* Begin Data segment *

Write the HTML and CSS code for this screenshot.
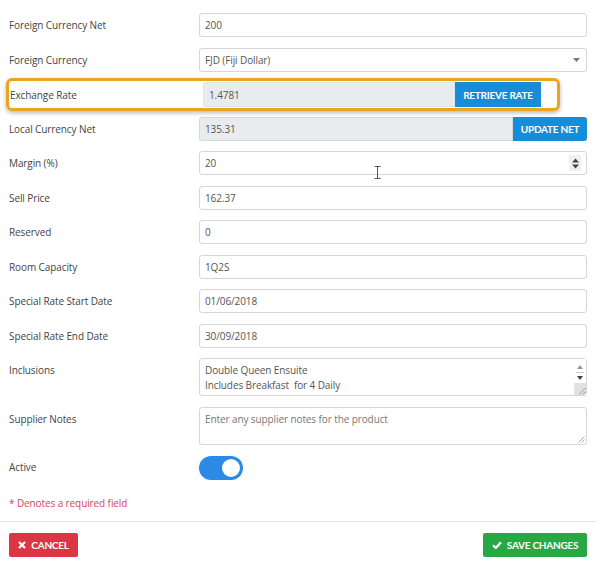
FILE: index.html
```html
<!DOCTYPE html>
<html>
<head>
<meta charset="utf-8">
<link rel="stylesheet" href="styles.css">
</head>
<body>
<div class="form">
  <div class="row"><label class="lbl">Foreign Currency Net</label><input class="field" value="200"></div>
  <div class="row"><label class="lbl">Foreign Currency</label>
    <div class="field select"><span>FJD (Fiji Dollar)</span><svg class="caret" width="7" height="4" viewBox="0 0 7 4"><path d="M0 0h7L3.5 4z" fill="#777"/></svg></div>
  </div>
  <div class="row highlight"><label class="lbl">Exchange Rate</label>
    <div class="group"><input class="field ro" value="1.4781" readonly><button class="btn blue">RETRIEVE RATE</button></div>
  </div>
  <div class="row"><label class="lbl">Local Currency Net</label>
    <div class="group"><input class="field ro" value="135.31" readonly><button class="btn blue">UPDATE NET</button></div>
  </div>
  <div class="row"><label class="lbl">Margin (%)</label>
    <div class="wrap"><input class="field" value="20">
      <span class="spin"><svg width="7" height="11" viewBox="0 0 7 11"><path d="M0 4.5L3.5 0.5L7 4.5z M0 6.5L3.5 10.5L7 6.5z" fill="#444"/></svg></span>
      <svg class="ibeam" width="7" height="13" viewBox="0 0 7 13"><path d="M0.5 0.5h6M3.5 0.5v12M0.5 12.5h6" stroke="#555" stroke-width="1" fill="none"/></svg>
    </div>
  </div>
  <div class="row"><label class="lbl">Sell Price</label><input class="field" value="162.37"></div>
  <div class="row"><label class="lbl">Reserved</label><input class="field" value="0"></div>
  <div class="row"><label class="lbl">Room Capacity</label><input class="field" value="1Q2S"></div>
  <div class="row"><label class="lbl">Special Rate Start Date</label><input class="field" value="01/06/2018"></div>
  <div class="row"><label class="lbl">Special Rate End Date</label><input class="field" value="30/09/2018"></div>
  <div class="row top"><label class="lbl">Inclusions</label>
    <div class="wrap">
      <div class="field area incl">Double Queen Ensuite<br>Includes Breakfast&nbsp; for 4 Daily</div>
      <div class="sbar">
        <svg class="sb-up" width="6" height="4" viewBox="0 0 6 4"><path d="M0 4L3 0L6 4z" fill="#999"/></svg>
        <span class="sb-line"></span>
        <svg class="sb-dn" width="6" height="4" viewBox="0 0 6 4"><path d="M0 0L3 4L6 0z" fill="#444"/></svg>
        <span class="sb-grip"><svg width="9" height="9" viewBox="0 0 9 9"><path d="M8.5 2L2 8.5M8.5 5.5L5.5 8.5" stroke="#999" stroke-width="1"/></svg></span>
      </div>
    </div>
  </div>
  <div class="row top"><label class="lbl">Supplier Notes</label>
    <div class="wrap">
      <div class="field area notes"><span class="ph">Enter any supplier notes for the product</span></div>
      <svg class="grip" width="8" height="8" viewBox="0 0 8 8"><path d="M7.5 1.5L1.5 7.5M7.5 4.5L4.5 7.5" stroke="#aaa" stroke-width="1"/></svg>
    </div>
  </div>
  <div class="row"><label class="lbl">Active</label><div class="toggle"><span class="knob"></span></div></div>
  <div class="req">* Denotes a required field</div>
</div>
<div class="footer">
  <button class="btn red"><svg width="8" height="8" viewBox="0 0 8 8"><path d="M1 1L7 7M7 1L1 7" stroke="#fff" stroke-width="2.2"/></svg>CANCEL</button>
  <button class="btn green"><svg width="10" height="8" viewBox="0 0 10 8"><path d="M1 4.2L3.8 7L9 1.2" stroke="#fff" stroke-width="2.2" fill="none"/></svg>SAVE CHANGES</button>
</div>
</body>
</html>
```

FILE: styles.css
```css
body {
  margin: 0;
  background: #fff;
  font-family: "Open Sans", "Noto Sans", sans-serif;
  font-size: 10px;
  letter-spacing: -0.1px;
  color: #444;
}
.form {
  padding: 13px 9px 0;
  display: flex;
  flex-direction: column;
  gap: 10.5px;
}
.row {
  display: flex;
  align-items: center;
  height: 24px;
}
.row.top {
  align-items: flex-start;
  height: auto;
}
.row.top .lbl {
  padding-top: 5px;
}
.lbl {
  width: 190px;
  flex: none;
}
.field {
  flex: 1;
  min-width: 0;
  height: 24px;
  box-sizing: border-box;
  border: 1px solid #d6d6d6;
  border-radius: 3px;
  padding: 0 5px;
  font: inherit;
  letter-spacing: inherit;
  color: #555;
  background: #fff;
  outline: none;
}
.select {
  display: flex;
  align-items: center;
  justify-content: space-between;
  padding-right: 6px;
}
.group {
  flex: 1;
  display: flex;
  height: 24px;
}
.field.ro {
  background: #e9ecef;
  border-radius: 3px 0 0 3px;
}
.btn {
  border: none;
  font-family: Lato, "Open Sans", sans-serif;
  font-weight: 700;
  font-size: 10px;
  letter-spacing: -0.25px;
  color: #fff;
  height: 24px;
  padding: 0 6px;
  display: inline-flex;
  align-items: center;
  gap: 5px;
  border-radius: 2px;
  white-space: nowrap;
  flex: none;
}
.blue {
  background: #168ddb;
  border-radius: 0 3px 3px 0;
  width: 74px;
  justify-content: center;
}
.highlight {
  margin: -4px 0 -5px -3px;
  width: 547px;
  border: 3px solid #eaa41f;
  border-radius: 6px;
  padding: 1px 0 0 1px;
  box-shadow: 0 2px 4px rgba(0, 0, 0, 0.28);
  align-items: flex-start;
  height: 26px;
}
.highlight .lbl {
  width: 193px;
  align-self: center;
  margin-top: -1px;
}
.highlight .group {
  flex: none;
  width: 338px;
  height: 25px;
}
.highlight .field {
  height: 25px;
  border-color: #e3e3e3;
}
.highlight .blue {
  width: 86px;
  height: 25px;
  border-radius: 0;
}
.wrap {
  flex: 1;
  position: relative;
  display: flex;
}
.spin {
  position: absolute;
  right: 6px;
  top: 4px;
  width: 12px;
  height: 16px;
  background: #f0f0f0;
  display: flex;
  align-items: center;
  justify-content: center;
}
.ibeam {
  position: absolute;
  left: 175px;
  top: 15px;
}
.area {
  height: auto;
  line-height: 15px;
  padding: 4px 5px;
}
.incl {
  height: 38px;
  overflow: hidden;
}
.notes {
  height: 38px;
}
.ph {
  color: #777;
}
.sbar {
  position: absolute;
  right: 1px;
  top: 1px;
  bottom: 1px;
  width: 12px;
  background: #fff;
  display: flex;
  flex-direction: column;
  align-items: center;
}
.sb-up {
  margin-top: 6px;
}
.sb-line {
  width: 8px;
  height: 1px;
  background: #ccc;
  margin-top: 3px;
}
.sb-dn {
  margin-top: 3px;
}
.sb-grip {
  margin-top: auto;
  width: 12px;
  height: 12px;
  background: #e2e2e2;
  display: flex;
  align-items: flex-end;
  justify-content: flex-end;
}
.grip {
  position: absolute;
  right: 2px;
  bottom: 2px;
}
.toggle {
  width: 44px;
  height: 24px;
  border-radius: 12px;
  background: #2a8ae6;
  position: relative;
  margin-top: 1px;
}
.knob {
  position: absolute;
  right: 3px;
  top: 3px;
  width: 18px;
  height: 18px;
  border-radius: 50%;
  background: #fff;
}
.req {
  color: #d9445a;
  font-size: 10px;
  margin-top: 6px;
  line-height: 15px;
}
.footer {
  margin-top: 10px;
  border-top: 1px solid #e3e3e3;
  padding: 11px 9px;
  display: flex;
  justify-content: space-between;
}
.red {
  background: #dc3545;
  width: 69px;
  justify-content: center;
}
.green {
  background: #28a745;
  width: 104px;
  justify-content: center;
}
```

* End Data segment *

* _Given exercise_:
Repeat the material above verbatim, with no pictures in the output.

* _Written solution_:
Write the HTML and CSS code for this screenshot.
FILE: index.html
```html
<!DOCTYPE html>
<html>
<head>
<meta charset="utf-8">
<link rel="stylesheet" href="styles.css">
</head>
<body>
<div class="form">
  <div class="row"><label class="lbl">Foreign Currency Net</label><input class="field" value="200"></div>
  <div class="row"><label class="lbl">Foreign Currency</label>
    <div class="field select"><span>FJD (Fiji Dollar)</span><svg class="caret" width="7" height="4" viewBox="0 0 7 4"><path d="M0 0h7L3.5 4z" fill="#777"/></svg></div>
  </div>
  <div class="row highlight"><label class="lbl">Exchange Rate</label>
    <div class="group"><input class="field ro" value="1.4781" readonly><button class="btn blue">RETRIEVE RATE</button></div>
  </div>
  <div class="row"><label class="lbl">Local Currency Net</label>
    <div class="group"><input class="field ro" value="135.31" readonly><button class="btn blue">UPDATE NET</button></div>
  </div>
  <div class="row"><label class="lbl">Margin (%)</label>
    <div class="wrap"><input class="field" value="20">
      <span class="spin"><svg width="7" height="11" viewBox="0 0 7 11"><path d="M0 4.5L3.5 0.5L7 4.5z M0 6.5L3.5 10.5L7 6.5z" fill="#444"/></svg></span>
      <svg class="ibeam" width="7" height="13" viewBox="0 0 7 13"><path d="M0.5 0.5h6M3.5 0.5v12M0.5 12.5h6" stroke="#555" stroke-width="1" fill="none"/></svg>
    </div>
  </div>
  <div class="row"><label class="lbl">Sell Price</label><input class="field" value="162.37"></div>
  <div class="row"><label class="lbl">Reserved</label><input class="field" value="0"></div>
  <div class="row"><label class="lbl">Room Capacity</label><input class="field" value="1Q2S"></div>
  <div class="row"><label class="lbl">Special Rate Start Date</label><input class="field" value="01/06/2018"></div>
  <div class="row"><label class="lbl">Special Rate End Date</label><input class="field" value="30/09/2018"></div>
  <div class="row top"><label class="lbl">Inclusions</label>
    <div class="wrap">
      <div class="field area incl">Double Queen Ensuite<br>Includes Breakfast&nbsp; for 4 Daily</div>
      <div class="sbar">
        <svg class="sb-up" width="6" height="4" viewBox="0 0 6 4"><path d="M0 4L3 0L6 4z" fill="#999"/></svg>
        <span class="sb-line"></span>
        <svg class="sb-dn" width="6" height="4" viewBox="0 0 6 4"><path d="M0 0L3 4L6 0z" fill="#444"/></svg>
        <span class="sb-grip"><svg width="9" height="9" viewBox="0 0 9 9"><path d="M8.5 2L2 8.5M8.5 5.5L5.5 8.5" stroke="#999" stroke-width="1"/></svg></span>
      </div>
    </div>
  </div>
  <div class="row top"><label class="lbl">Supplier Notes</label>
    <div class="wrap">
      <div class="field area notes"><span class="ph">Enter any supplier notes for the product</span></div>
      <svg class="grip" width="8" height="8" viewBox="0 0 8 8"><path d="M7.5 1.5L1.5 7.5M7.5 4.5L4.5 7.5" stroke="#aaa" stroke-width="1"/></svg>
    </div>
  </div>
  <div class="row"><label class="lbl">Active</label><div class="toggle"><span class="knob"></span></div></div>
  <div class="req">* Denotes a required field</div>
</div>
<div class="footer">
  <button class="btn red"><svg width="8" height="8" viewBox="0 0 8 8"><path d="M1 1L7 7M7 1L1 7" stroke="#fff" stroke-width="2.2"/></svg>CANCEL</button>
  <button class="btn green"><svg width="10" height="8" viewBox="0 0 10 8"><path d="M1 4.2L3.8 7L9 1.2" stroke="#fff" stroke-width="2.2" fill="none"/></svg>SAVE CHANGES</button>
</div>
</body>
</html>
```

FILE: styles.css
```css
body {
  margin: 0;
  background: #fff;
  font-family: "Open Sans", "Noto Sans", sans-serif;
  font-size: 10px;
  letter-spacing: -0.1px;
  color: #444;
}
.form {
  padding: 13px 9px 0;
  display: flex;
  flex-direction: column;
  gap: 10.5px;
}
.row {
  display: flex;
  align-items: center;
  height: 24px;
}
.row.top {
  align-items: flex-start;
  height: auto;
}
.row.top .lbl {
  padding-top: 5px;
}
.lbl {
  width: 190px;
  flex: none;
}
.field {
  flex: 1;
  min-width: 0;
  height: 24px;
  box-sizing: border-box;
  border: 1px solid #d6d6d6;
  border-radius: 3px;
  padding: 0 5px;
  font: inherit;
  letter-spacing: inherit;
  color: #555;
  background: #fff;
  outline: none;
}
.select {
  display: flex;
  align-items: center;
  justify-content: space-between;
  padding-right: 6px;
}
.group {
  flex: 1;
  display: flex;
  height: 24px;
}
.field.ro {
  background: #e9ecef;
  border-radius: 3px 0 0 3px;
}
.btn {
  border: none;
  font-family: Lato, "Open Sans", sans-serif;
  font-weight: 700;
  font-size: 10px;
  letter-spacing: -0.25px;
  color: #fff;
  height: 24px;
  padding: 0 6px;
  display: inline-flex;
  align-items: center;
  gap: 5px;
  border-radius: 2px;
  white-space: nowrap;
  flex: none;
}
.blue {
  background: #168ddb;
  border-radius: 0 3px 3px 0;
  width: 74px;
  justify-content: center;
}
.highlight {
  margin: -4px 0 -5px -3px;
  width: 547px;
  border: 3px solid #eaa41f;
  border-radius: 6px;
  padding: 1px 0 0 1px;
  box-shadow: 0 2px 4px rgba(0, 0, 0, 0.28);
  align-items: flex-start;
  height: 26px;
}
.highlight .lbl {
  width: 193px;
  align-self: center;
  margin-top: -1px;
}
.highlight .group {
  flex: none;
  width: 338px;
  height: 25px;
}
.highlight .field {
  height: 25px;
  border-color: #e3e3e3;
}
.highlight .blue {
  width: 86px;
  height: 25px;
  border-radius: 0;
}
.wrap {
  flex: 1;
  position: relative;
  display: flex;
}
.spin {
  position: absolute;
  right: 6px;
  top: 4px;
  width: 12px;
  height: 16px;
  background: #f0f0f0;
  display: flex;
  align-items: center;
  justify-content: center;
}
.ibeam {
  position: absolute;
  left: 175px;
  top: 15px;
}
.area {
  height: auto;
  line-height: 15px;
  padding: 4px 5px;
}
.incl {
  height: 38px;
  overflow: hidden;
}
.notes {
  height: 38px;
}
.ph {
  color: #777;
}
.sbar {
  position: absolute;
  right: 1px;
  top: 1px;
  bottom: 1px;
  width: 12px;
  background: #fff;
  display: flex;
  flex-direction: column;
  align-items: center;
}
.sb-up {
  margin-top: 6px;
}
.sb-line {
  width: 8px;
  height: 1px;
  background: #ccc;
  margin-top: 3px;
}
.sb-dn {
  margin-top: 3px;
}
.sb-grip {
  margin-top: auto;
  width: 12px;
  height: 12px;
  background: #e2e2e2;
  display: flex;
  align-items: flex-end;
  justify-content: flex-end;
}
.grip {
  position: absolute;
  right: 2px;
  bottom: 2px;
}
.toggle {
  width: 44px;
  height: 24px;
  border-radius: 12px;
  background: #2a8ae6;
  position: relative;
  margin-top: 1px;
}
.knob {
  position: absolute;
  right: 3px;
  top: 3px;
  width: 18px;
  height: 18px;
  border-radius: 50%;
  background: #fff;
}
.req {
  color: #d9445a;
  font-size: 10px;
  margin-top: 6px;
  line-height: 15px;
}
.footer {
  margin-top: 10px;
  border-top: 1px solid #e3e3e3;
  padding: 11px 9px;
  display: flex;
  justify-content: space-between;
}
.red {
  background: #dc3545;
  width: 69px;
  justify-content: center;
}
.green {
  background: #28a745;
  width: 104px;
  justify-content: center;
}
```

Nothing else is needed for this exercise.